Elektro is a robot built by J.M. Barnett, Jack Weeks Sr., Harold Gorsuch, and other engineers at the Westinghouse Electric Corporation's Mansfield, Ohio, facility between 1937 and 1938.

==Physical specifications==
Seven feet tall (2.1 m), weighing 265 lb, humanoid in appearance, he could walk by voice command, speak about 700 words (using a 78-rpm record player), smoke cigarettes, blow up balloons, and move his head and arms. Elektro's body consisted of a steel gear, cam and motor skeleton covered by an aluminum skin.

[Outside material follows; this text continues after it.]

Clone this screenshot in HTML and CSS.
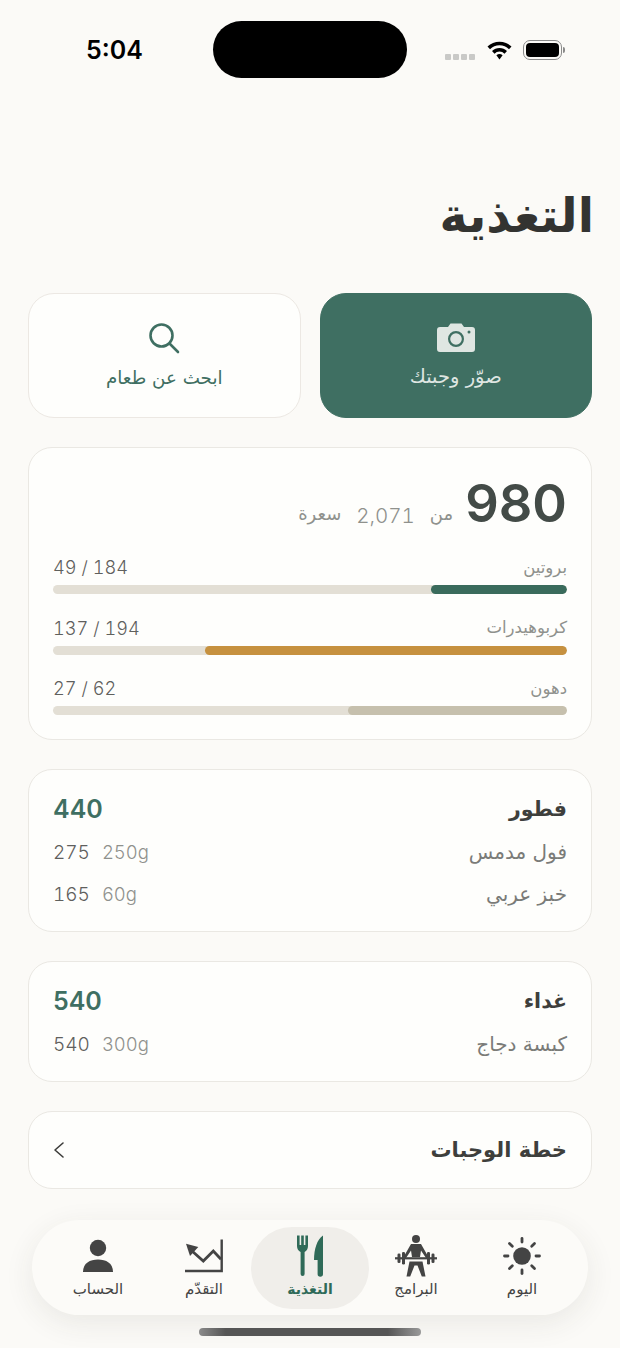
FILE: index.html
```html
<!DOCTYPE html>
<html lang="ar" dir="rtl">
<head>
<meta charset="UTF-8" />
<meta name="viewport" content="width=device-width, initial-scale=1.0"/>
<link rel="stylesheet" href="styles.css">
</head>
<body>

<div class="screen">
  <!-- Status bar -->
  <div class="status" dir="ltr">
    <span class="status__time">5:04</span>
    <div class="status__island"></div>
    <div class="status__icons">
      <div class="status__dots"><i></i><i></i><i></i><i></i></div>
      <svg class="status__wifi" viewBox="0 0 25 20" width="25" height="20" fill="#000">
        <path d="M0.5 6.6 A17 17 0 0 1 24.5 6.6 L22 9.3 A13.4 13.4 0 0 0 3 9.3 Z"/>
        <path d="M5 11 A10.6 10.6 0 0 1 20 11 L17.5 13.7 A7 7 0 0 0 7.5 13.7 Z"/>
        <path d="M9.4 15.3 A4.6 4.6 0 0 1 15.6 15.3 L12.5 19.6 Z"/>
      </svg>
      <div class="status__battery"><div class="status__level"></div></div>
      <div class="status__cap"></div>
    </div>
  </div>

  <h1 class="page-title">التغذية</h1>

  <!-- Actions -->
  <div class="actions">
    <button class="action action--primary">
      <svg viewBox="0 0 38 30" width="38" height="30">
        <path fill="#dfe6e2" fill-rule="evenodd" d="M3 4 H11 L13.5 0.5 H24.5 L27 4 H35 A3 3 0 0 1 38 7 V26 A3 3 0 0 1 35 29 H3 A3 3 0 0 1 0 26 V7 A3 3 0 0 1 3 4 Z M19 8 A8 8 0 1 0 19 24 A8 8 0 1 0 19 8 Z M19 10.2 A5.8 5.8 0 1 1 19 21.8 A5.8 5.8 0 1 1 19 10.2 Z M32 7.5 A1.5 1.5 0 1 0 32 10.5 A1.5 1.5 0 1 0 32 7.5 Z"/>
      </svg>
      <span>صوّر وجبتك</span>
    </button>
    <button class="action">
      <svg viewBox="0 0 32 32" width="32" height="32" fill="none" stroke="#3f6f62" stroke-width="2.6" stroke-linecap="round">
        <circle cx="13.5" cy="13.5" r="11"/>
        <path d="M21.5 21.5 L30 30"/>
      </svg>
      <span>ابحث عن طعام</span>
    </button>
  </div>

  <!-- Calories -->
  <section class="card card--summary">
    <div class="cal">
      <span class="cal__value">980</span>
      <span class="cal__of">من</span>
      <span class="cal__goal">2,071</span>
      <span class="cal__of">سعرة</span>
    </div>
    <div class="macro">
      <div class="macro__head"><span>بروتين</span><span class="macro__num" dir="ltr">49 / 184</span></div>
      <div class="macro__bar"><div class="macro__fill macro__fill--green" style="width:26.5%"></div></div>
    </div>
    <div class="macro">
      <div class="macro__head"><span>كربوهيدرات</span><span class="macro__num" dir="ltr">137 / 194</span></div>
      <div class="macro__bar"><div class="macro__fill macro__fill--gold" style="width:70.4%"></div></div>
    </div>
    <div class="macro">
      <div class="macro__head"><span>دهون</span><span class="macro__num" dir="ltr">27 / 62</span></div>
      <div class="macro__bar"><div class="macro__fill macro__fill--sand" style="width:42.6%"></div></div>
    </div>
  </section>

  <!-- Meals -->
  <section class="card meal">
    <div class="meal__head"><h2>فطور</h2><span class="meal__cal">440</span></div>
    <div class="meal__row"><span>فول مدمس</span><span class="meal__nums" dir="ltr"><b>275</b><em>250g</em></span></div>
    <div class="meal__row"><span>خبز عربي</span><span class="meal__nums" dir="ltr"><b>165</b><em>60g</em></span></div>
  </section>

  <section class="card meal">
    <div class="meal__head"><h2>غداء</h2><span class="meal__cal">540</span></div>
    <div class="meal__row"><span>كبسة دجاج</span><span class="meal__nums" dir="ltr"><b>540</b><em>300g</em></span></div>
  </section>

  <section class="card plan">
    <h2>خطة الوجبات</h2>
    <svg viewBox="0 0 12 18" width="12" height="18" fill="none" stroke="#3c3c3a" stroke-width="1.6" stroke-linecap="round" stroke-linejoin="round">
      <path d="M10 2 L2 9 L10 16"/>
    </svg>
  </section>

  <!-- Tab bar -->
  <nav class="tabs">
    <div class="tab">
      <div class="tab__icon">
        <svg viewBox="0 0 40 40" width="40" height="40" fill="#444">
          <circle cx="20" cy="20" r="8.8"/>
          <g stroke="#444" stroke-width="2.8" stroke-linecap="round">
            <path d="M20 2.5 V6"/><path d="M20 34 V37.5"/><path d="M2.5 20 H6"/><path d="M34 20 H37.5"/>
            <path d="M7.5 7.5 L10.3 10.2"/><path d="M32.5 7.5 L29.7 10.2"/><path d="M7.5 32.5 L10.3 29.8"/><path d="M32.5 32.5 L29.7 29.8"/>
          </g>
        </svg>
      </div>
      <span>اليوم</span>
    </div>
    <div class="tab">
      <div class="tab__icon">
        <svg viewBox="0 0 44 44" width="44" height="44" fill="#444">
          <circle cx="22" cy="5" r="4"/>
          <path d="M17 10 H27 L35 24 H32 L27 16.5 L26 23 H18 L17 16.5 L12 24 H9 Z"/>
          <rect x="1" y="23.2" width="42" height="2.2"/>
          <rect x="3.5" y="19.5" width="3" height="9.6" rx="1.3"/>
          <rect x="8" y="18" width="3" height="12.6" rx="1.3"/>
          <rect x="33" y="18" width="3" height="12.6" rx="1.3"/>
          <rect x="37.5" y="19.5" width="3" height="9.6" rx="1.3"/>
          <path d="M15.5 27.6 H28.5 L31.5 42.5 H27.8 L23.5 31.5 H20.5 L16.2 42.5 H12.5 Z"/>
        </svg>
      </div>
      <span>البرامج</span>
    </div>
    <div class="tab tab--active">
      <div class="tab__icon">
        <svg viewBox="0 0 26 42" width="26" height="42" fill="#2f6a58">
          <path d="M0 0.5 H2.6 V10 H4.2 V0.5 H6.8 V10 H8.4 V0.5 H11 V11 C11 14 9.6 16 7.6 17 V39 A2 2 0 0 1 3.6 39 V17 C1.4 16 0 14 0 11 Z"/>
          <path d="M26 0.5 V39 A2.7 2.7 0 0 1 20.6 39 V25 H17 C17 14 20 4.5 26 0.5 Z"/>
        </svg>
      </div>
      <span>التغذية</span>
    </div>
    <div class="tab">
      <div class="tab__icon">
        <svg viewBox="0 0 40 34" width="40" height="34" fill="none" stroke="#444">
          <path d="M37.7 0.5 V32 H1" stroke-width="2.4"/>
          <path d="M8 12 L19.3 22 L29.3 12 L37 20.3" stroke-width="2.8"/>
          <path d="M2 4.7 L14.3 8 L6 17 Z" fill="#444" stroke="none"/>
        </svg>
      </div>
      <span>التقدّم</span>
    </div>
    <div class="tab">
      <div class="tab__icon">
        <svg viewBox="0 0 32 34" width="32" height="34" fill="#444">
          <circle cx="16" cy="9" r="8.2"/>
          <path d="M1 33 C1 24 8 20.5 16 20.5 C24 20.5 31 24 31 33 Z"/>
        </svg>
      </div>
      <span>الحساب</span>
    </div>
  </nav>

  <div class="home-bar"></div>
</div>

</body>
</html>
```

FILE: styles.css
```css
:root {
  --bg: #fbfaf7;
  --card: #fefefc;
  --line: #eae8e3;
  --green: #3f6f62;
  --title: #333331;
  --text: #7a7b78;
  --muted: #8f918d;
}

* {
  box-sizing: border-box;
}

body {
  margin: 0;
  background: var(--bg);
  font-family: "DejaVu Sans", "Noto Sans", sans-serif;
}

.screen {
  width: 620px;
  height: 1348px;
  padding: 0 28px;
  overflow: hidden;
}

/* Status bar */
.status {
  display: flex;
  align-items: center;
  height: 57px;
  margin-top: 21px;
  padding-left: 58px;
}

.status__time {
  width: 127px;
  font-family: Inter, sans-serif;
  font-size: 25px;
  font-weight: 600;
  color: #000;
}

.status__island {
  width: 194px;
  height: 57px;
  background: #000;
  border-radius: 29px;
}

.status__icons {
  display: flex;
  align-items: center;
  margin-left: 38px;
}

.status__dots {
  display: flex;
  gap: 2.5px;
  margin-top: 15px;
  margin-right: 12px;
}

.status__dots i {
  width: 5.5px;
  height: 5.5px;
  background: #c9c9c7;
  border-radius: 1px;
}

.status__wifi {
  margin-right: 11px;
}

.status__battery {
  width: 39px;
  height: 20px;
  padding: 2px;
  border: 1.5px solid #8a8a8a;
  border-radius: 7px;
}

.status__level {
  height: 100%;
  background: #000;
  border-radius: 4px;
}

.status__cap {
  width: 2px;
  height: 6px;
  margin-left: 1px;
  background: #8a8a8a;
  border-radius: 0 2px 2px 0;
}

.page-title {
  margin: 112px -2px 51px 0;
  font-size: 47.5px;
  line-height: 52px;
  font-weight: 700;
  color: var(--title);
}

/* Buttons */
.actions {
  display: flex;
  gap: 19px;
  margin-bottom: 29px;
}

.action {
  flex: 1;
  height: 125px;
  display: flex;
  flex-direction: column;
  align-items: center;
  justify-content: center;
  gap: 13px;
  background: var(--card);
  border: 1px solid #ece8e3;
  border-radius: 26px;
  font-family: inherit;
  font-size: 18.3px;
  line-height: 22px;
  color: var(--green);
}

.action--primary {
  background: var(--green);
  border-color: var(--green);
  color: #dfe6e2;
  font-size: 19.5px;
}

/* Cards */
.card {
  background: var(--card);
  border: 1px solid var(--line);
  border-radius: 24px;
  margin-bottom: 29px;
  padding: 0 24px;
}

.card h2 {
  margin: 0;
  font-weight: 700;
  color: #3e3f3c;
}

.card--summary {
  height: 293px;
  padding-top: 25px;
}

.cal {
  display: flex;
  align-items: flex-end;
  gap: 15px;
  height: 60px;
  margin-bottom: 20px;
  color: var(--muted);
  font-size: 18px;
}

.cal__value {
  margin-left: -3px;
  font-family: Inter, sans-serif;
  font-size: 52.5px;
  line-height: 60px;
  font-weight: 600;
  color: #434b47;
}

.cal__goal {
  padding-bottom: 5px;
  font-family: Inter, sans-serif;
  font-size: 20.5px;
  font-weight: 300;
  font-variant-numeric: tabular-nums;
}

.cal__of {
  padding-bottom: 9px;
}

.macro {
  margin-bottom: 19.5px;
}

.macro__head {
  display: flex;
  justify-content: space-between;
  align-items: center;
  height: 28px;
  margin-bottom: 4px;
  font-size: 16.5px;
  color: var(--muted);
}

.macro__num {
  font-family: Inter, sans-serif;
  font-size: 18.2px;
  font-weight: 300;
  font-variant-numeric: tabular-nums;
  color: #5f605d;
}

.macro__bar {
  height: 9px;
  background: #e3dfd5;
  border-radius: 5px;
  overflow: hidden;
}

.macro__fill {
  height: 100%;
  border-radius: 5px;
}

.macro__fill--green { background: #3a6b5c; }
.macro__fill--gold { background: #c6913f; }
.macro__fill--sand { background: #c6c0ad; }

.meal {
  padding-top: 21px;
  padding-bottom: 16px;
}

.meal__head {
  display: flex;
  justify-content: space-between;
  align-items: center;
  height: 36px;
  margin-bottom: 4px;
}

.meal__head h2 {
  font-size: 20.5px;
}

.meal__cal {
  font-family: Inter, sans-serif;
  font-size: 25px;
  font-weight: 600;
  color: var(--green);
}

.meal__row {
  display: flex;
  justify-content: space-between;
  align-items: center;
  height: 42px;
  font-size: 20px;
  color: var(--text);
}

.meal__nums {
  display: flex;
  align-items: baseline;
  gap: 12px;
  font-family: Inter, sans-serif;
  font-variant-numeric: tabular-nums;
}

.meal__nums b {
  font-size: 19px;
  font-weight: 300;
  color: #5f605d;
}

.meal__nums em {
  font-size: 18.5px;
  font-style: normal;
  font-weight: 300;
  color: var(--muted);
}

.plan {
  display: flex;
  justify-content: space-between;
  align-items: center;
  height: 78px;
}

.plan h2 {
  font-size: 21px;
}

/* Tab bar */
.tabs {
  display: flex;
  align-items: center;
  width: 556px;
  height: 95px;
  margin: 31px 4px 0;
  padding: 0 13px;
  background: #fcfbf8;
  border-radius: 48px;
  box-shadow: 0 8px 30px rgba(60, 55, 45, 0.09);
}

.tab {
  flex: none;
  width: 106px;
  height: 82px;
  display: flex;
  flex-direction: column;
  align-items: center;
  gap: 2px;
  padding-top: 7px;
  border-radius: 42px;
  font-size: 15px;
  line-height: 18px;
  color: #444;
}

.tab__icon {
  height: 44px;
  display: flex;
  align-items: center;
}

.tab--active {
  width: 118px;
  margin: 0 -6px;
  background: #f0eeea;
  color: #2f6a58;
  font-size: 14px;
  font-weight: 700;
}

.home-bar {
  width: 222px;
  height: 8px;
  margin: 13px auto 0;
  background: linear-gradient(to right, #8a8a8a, #555 12%, #555 85%, #999);
  border-radius: 4px;
}
```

His photoelectric "eyes" could distinguish red and green light.

==Exhibit history==
Elektro was on exhibit at the 1939 New York World's Fair and was joined at that fair in 1940, with "Sparko", a robot dog that could bark, sit, and beg to humans.

Several minutes of color sound footage of Elektro in action can be seen at 33:55 in the movie, The Middleton Family at the New York World's Fair, a fully-produced hour-long movie made by Westinghouse, which showcased the Westinghouse pavilion.

Elektro toured North America in 1950 in promotional appearances for Westinghouse, and was displayed at Pacific Ocean Park in Ocean Park, Santa Monica, California, "which was in operation from 1958 to 1967, as part of the House of Tomorrow exhibit.

Elektro appeared as "Thinko", in Sex Kittens Go to College (1960).

==Property dispute==
All original pieces of Elektro were eventually located and restored. Elektro was on display at The Mansfield Memorial Museum in Mansfield, Ohio. Elektro is currently the subject of a property dispute by Weeks' family, Schaut's heirs and the Mansfield Memorial Museum. In 2013, a replica of Elektro was exhibited at The Henry Ford Museum in Dearborn, Michigan.

Sparko's fate is unknown. In the 1960s, his head was given to Harold Gorsuch, a retiring Westinghouse engineer.